In a recent opinion by Judge Wilkins, the D.C. Circuit affirmed the dismissal of a qui tam action against Phillip Morris, United States ex rel Oliver v. Phillip Morris USA, Inc., No. 15-7049 (D.C. Cir. June 21, 2016), with two key holdings that will help FCA defendants in future cases. Specifically, the Court adopted an expansive reading of the FCA’s public disclosure bar and a stringent “original source” requirement.

Relator Anthony Oliver filed a qui tam suit against Phillip Morris USA alleging that the company violated “most favored customer” provisions with the government, when the company sold cigarettes to U.S. Military Exchanges at prices higher than that which Phillip Morris sold cigarettes to other customers. Oliver alleged that this conduct violated the False Claims Act when Phillip Morris falsely certified compliance with the most favored customer provisions. The district court granted the company’s motion to dismiss on public disclosure grounds and the D.C. Circuit affirmed for three noteworthy reasons.

First, the court held that although the fraud itself was not publicly disclosed, the “transactions” or “elements” that “when considered together, give rise to an inference that fraud has taken place” were disclosed. Here, there were two separate elements of the disclosure:

  • A document entitled the “Iceland Memo” disclosed that Phillip Morris charged U.S. Military Exchanges higher prices for cigarettes than it charged other customers.
  • The contracts with the Military Exchanges separately disclosed the most favored customer provisions.

Although no document specifically disclosed that Phillip Morris was falsely certifying compliance with the most favored customer provisions, the court held that “a hypothetical government investigator aware of the price discrepancies and the [most favored customer] provisions would be ‘alerted . . . to the likelihood’ that the vendor was falsely certifying compliance with the relevant provisions.” According to the Court, this was sufficient to meet the public disclosure bar standard.

Second, the court took an expansive view of the public disclosure channels enumerated in the statute. The court held that the Iceland Memo was disclosed in a “civil hearing,” even though it was not filed with any court.

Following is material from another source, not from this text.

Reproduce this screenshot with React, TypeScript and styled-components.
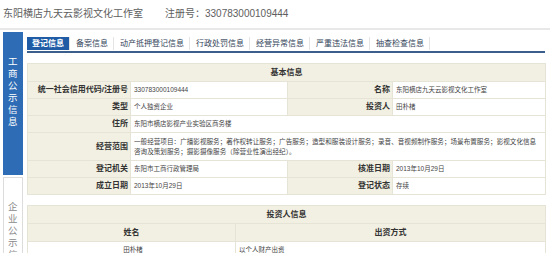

Judge Wilkins reasoned that the document was produced in discovery in a civil proceeding and it was made available to the public online. As to the most favored customer provisions, the D.C. Circuit held that these were disclosed in an “administrative report.” The court broadly construed “administrative report” to cover the “terms and conditions” that were hyperlinked to the Military Exchange website.

Third, the court held that Oliver was not an original source because he lacked “direct and independent” knowledge of the information on which the allegations are based. 31 U.S.C. § 3730(e)(4)(B). Even though Oliver conducted an investigation to determine whether Phillip Morris violated the most favored customer provisions, the court held that this investigation was not sufficient to render him an original source because it was “his lack of firsthand knowledge [that] prompt[ed] his investigation” in the first place.

The D.C. Circuit’s decision will be helpful for FCA defendants in the future. The expansive interpretation of the public disclosure bar and the stringent definition of an original source should help end other FCA suits at the motion to dismiss stage.